Department of Justice attorney Brian Lynk yesterday argued that EPA had been "conservative" in constructing the rule and had set "middle-of-the-road" emissions reduction targets.
Sean Donahue, an attorney at Donahue & Goldberg representing environmental intervenors, said he was happy with how the arguments panned out.
"Does Congress need to enact specific legislation to authorize this, or does the Clean Air Act authorize this?" Donahue said. "That's something that came up repeatedly, and I think our view is that the other side hasn't suggested any sort of practical alternative."
'As near to a unanimous decision'
Until last week, attorneys had expected to argue the case in front of nine judges. But the court last Thursday added a 10th, Judge Cornelia Pillard. The addition of Pillard, an Obama appointee, meant the panel hearing the case comprised six Democratic and four Republican appointees.

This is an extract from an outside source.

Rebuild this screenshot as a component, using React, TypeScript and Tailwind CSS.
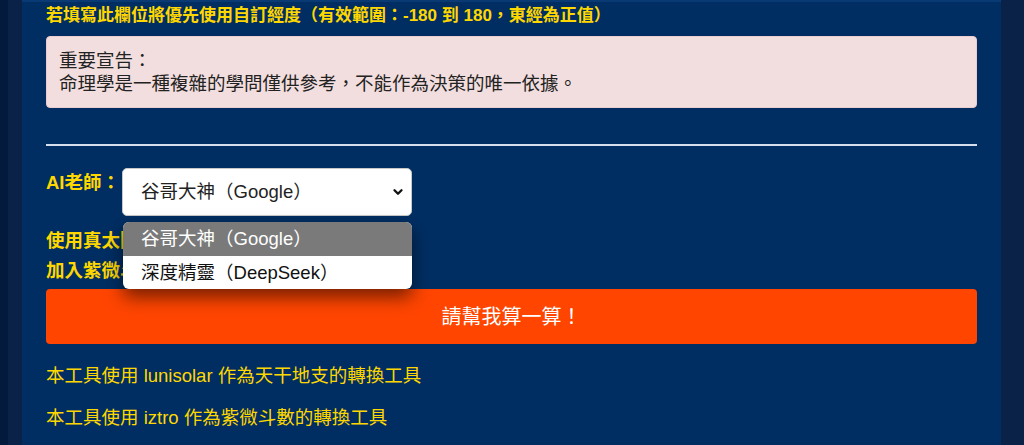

With Garland's absence, Pillard's addition also raised the possibility of the court deadlocking in a 5-5 split decision. A tie in an en banc review of a case typically upholds the court's lower ruling, but in the case of the Clean Power Plan, there is no lower ruling because the D.C. Circuit went straight to en banc review.
"We could end up with a very bizarre situation with a 5-5 at the D.C. Circuit, and then a 4-4 at the Supreme Court," Lin said, "all because Judge Garland is disabled from being on either court."
After yesterday's arguments, however, attorneys who argued that case said they doubted the D.C. Circuit would issue a deadlocked decision.
Washington Analysis LLC, an independent research firm, yesterday put the odds in the Obama administration's favor, predicting at least six judges would likely uphold the rule. Millett may be "a key swing vote," the firm said, "given her tough questions for both opponents on CPP and the EPA."
Lorenzen predicted the court would look to issue a unanimous ruling.
"The D.C. Circuit is going to be looking obviously for as near to a unanimous decision as they can," Lorenzen said, "in part because this is an important case, in part because the Supreme Court right now is sort of irretrievably fractured."